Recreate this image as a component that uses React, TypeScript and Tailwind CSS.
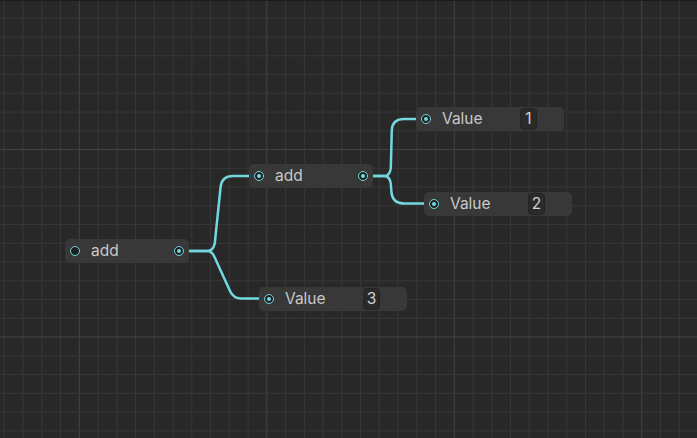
import React from "react";

const W = 697;
const H = 438;
const STEP = 18.75;

function Grid() {
  const vx: { x: number; major: boolean }[] = [];
  for (let k = -1; k < 40; k++) {
    const x = 4.3 + STEP * k;
    if (x < -2 || x > W + 2) continue;
    vx.push({ x, major: (k - 4) % 10 === 0 });
  }
  const hy: { y: number; major: boolean }[] = [];
  for (let k = 0; k < 26; k++) {
    const y = -0.45 + STEP * k;
    if (y < -2 || y > H + 2) continue;
    hy.push({ y, major: (k - 8) % 10 === 0 });
  }
  return (
    <svg className="absolute inset-0" width={W} height={H}>
      {vx.map((l, i) => (
        <line
          key={"v" + i}
          x1={l.x}
          x2={l.x}
          y1={0}
          y2={H}
          stroke={l.major ? "#434343" : "#373737"}
          strokeWidth={1}
        />
      ))}
      {hy.map((l, i) => (
        <line
          key={"h" + i}
          y1={l.y}
          y2={l.y}
          x1={0}
          x2={W}
          stroke={l.major ? "#434343" : "#373737"}
          strokeWidth={1}
        />
      ))}
      <line x1={0} x2={W} y1={0.5} y2={0.5} stroke="#1c1c1c" strokeWidth={1} />
    </svg>
  );
}

function Wires() {
  const c = "#72d8df";
  return (
    <svg className="absolute inset-0" width={W} height={H} fill="none">
      <path
        d="M180 251 L207 251 Q213.5 251 214.8 243 L220.6 187 Q221.8 176 233 176 L258 176"
        stroke={c}
        strokeWidth={2.5}
        strokeLinecap="round"
        strokeLinejoin="round"
      />
      <path
        d="M180 251 L207 251 Q212 251 214.5 257 L230 291 Q233.5 298.5 241 298.5 L268 298.5"
        stroke={c}
        strokeWidth={2.5}
        strokeLinecap="round"
        strokeLinejoin="round"
      />
      <path
        d="M363 176 L384 176 Q390 176 390.8 168 L391.8 130 Q392.5 119 404 119 L425 119"
        stroke={c}
        strokeWidth={2.5}
        strokeLinecap="round"
        strokeLinejoin="round"
      />
      <path
        d="M363 176 L384 176 Q390 176 390.8 184 L391.5 193 Q393 203.5 404 203.5 L433 203.5"
        stroke={c}
        strokeWidth={2.5}
        strokeLinecap="round"
        strokeLinejoin="round"
      />
    </svg>
  );
}

function Port({ connected }: { connected: boolean }) {
  return (
    <div className="w-[10px] h-[10px] shrink-0 rounded-full border-[1.5px] border-[#72d8df] bg-[#1f1f1f] flex items-center justify-center">
      {connected ? <div className="w-[4.5px] h-[4.5px] rounded-full bg-[#72d8df]" /> : null}
    </div>
  );
}

function AddNode({
  left,
  top,
  inConnected,
}: {
  left: number;
  top: number;
  inConnected: boolean;
}) {
  return (
    <div
      className="absolute flex items-center h-[24px] w-[124px] rounded-[5px] bg-[#383838] pl-[5px] pr-[5px] text-[15.5px] text-[#c8c8c8]"
      style={{ left, top }}
    >
      <Port connected={inConnected} />
      <span className="ml-[11px] flex-1 leading-none">add</span>
      <Port connected={true} />
    </div>
  );
}

function ValueNode({ left, top, value }: { left: number; top: number; value: string }) {
  return (
    <div
      className="absolute flex items-center h-[24px] w-[148px] rounded-[5px] bg-[#383838] pl-[5px] text-[15.5px] text-[#c8c8c8]"
      style={{ left, top }}
    >
      <Port connected={true} />
      <span className="ml-[11px] w-[78px] leading-none">Value</span>
      <div className="w-[17px] h-[22px] rounded-[4px] bg-[#2a2a2a] border border-[#242424] flex items-center justify-center text-[#d2d2d2] leading-none">
        {value}
      </div>
    </div>
  );
}

export default function App() {
  return (
    <div
      className="relative w-[697px] h-[438px] overflow-hidden bg-[#282828]"
      style={{ fontFamily: "Inter, 'Liberation Sans', sans-serif" }}
    >
      <Grid />
      <Wires />
      <AddNode left={65} top={239} inConnected={false} />
      <AddNode left={249} top={164} inConnected={true} />
      <ValueNode left={416} top={107} value="1" />
      <ValueNode left={424} top={192} value="2" />
      <ValueNode left={259} top={287} value="3" />
    </div>
  );
}
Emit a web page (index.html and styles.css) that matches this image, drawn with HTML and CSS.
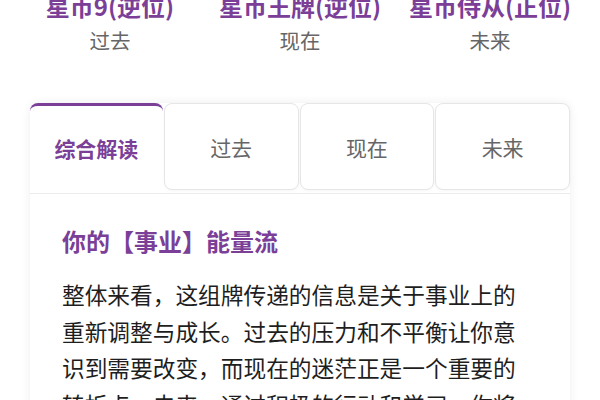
FILE: index.html
```html
<!DOCTYPE html>
<html lang="zh">
<head>
<meta charset="utf-8">
<link rel="stylesheet" href="styles.css">
</head>
<body>
<div class="cards">
  <div class="card-col"><div class="card-name">星币9(逆位)</div><div class="card-pos">过去</div></div>
  <div class="card-col"><div class="card-name">星币王牌(逆位)</div><div class="card-pos">现在</div></div>
  <div class="card-col"><div class="card-name">星币侍从(正位)</div><div class="card-pos">未来</div></div>
</div>
<div class="panel">
  <div class="tabs">
    <div class="tab active">综合解读</div>
    <div class="tab">过去</div>
    <div class="tab">现在</div>
    <div class="tab">未来</div>
  </div>
  <div class="content">
    <h2 class="heading">你的【事业】能量流</h2>
    <p class="text">整体来看，这组牌传递的信息是关于事业上的重新调整与成长。过去的压力和不平衡让你意识到需要改变，而现在的迷茫正是一个重要的转折点。未来，通过积极的行动和学习，你将迎来新的机会。</p>
  </div>
</div>
</body>
</html>
```
FILE: styles.css
```css
html, body {
  margin: 0;
  padding: 0;
  background: #ffffff;
  font-family: "Noto Sans CJK SC", "Noto Sans", sans-serif;
  overflow: hidden;
}
.cards {
  display: grid;
  grid-template-columns: repeat(3, 190px);
  width: 570px;
  margin: -10px auto 0;
}
.card-col {
  display: flex;
  flex-direction: column;
  align-items: center;
}
.card-name {
  font-size: 24px;
  font-weight: 700;
  line-height: 32px;
  color: #7b3f98;
  white-space: nowrap;
}
.card-pos {
  font-size: 20.5px;
  line-height: 28px;
  color: #666666;
  margin-top: 4px;
}
.panel {
  width: 540px;
  margin: 49px auto 0;
  background: #fff;
  border-radius: 8px 8px 0 0;
  box-shadow: 0 0 10px rgba(0, 0, 0, 0.07);
}
.tabs {
  display: flex;
  gap: 1px;
  border-bottom: 1px solid #ececec;
  height: 90px;
  align-items: flex-start;
}
.tab {
  flex: 1;
  height: 87px;
  box-sizing: border-box;
  border: 1px solid #e6e6e6;
  border-radius: 8px;
  background: #fff;
  display: flex;
  align-items: center;
  justify-content: center;
  font-size: 21px;
  color: #666666;
  box-shadow: 0 1px 3px rgba(0, 0, 0, 0.04);
}
.tab.active {
  height: 90px;
  border: none;
  border-top: 3px solid #7b3f98;
  border-radius: 8px 8px 0 0;
  color: #7b3f98;
  font-weight: 700;
  box-shadow: none;
  padding-bottom: 3px;
}
.content {
  padding: 31px 32px 0 32px;
}
.heading {
  margin: 0;
  font-size: 24px;
  font-weight: 700;
  line-height: 32px;
  color: #7b3f98;
}
.text {
  margin: 20px 0 0;
  font-size: 22.7px;
  line-height: 36.5px;
  color: #1e1e1e;
}
```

**Given problem**
Give the lines again word for word, from the start of the records to the line holding "const STEP = 18.75;", both included, and leave out any picture.

**Finished task**
Recreate this image as a component that uses React, TypeScript and Tailwind CSS.
import React from "react";

const W = 697;
const H = 438;
const STEP = 18.75;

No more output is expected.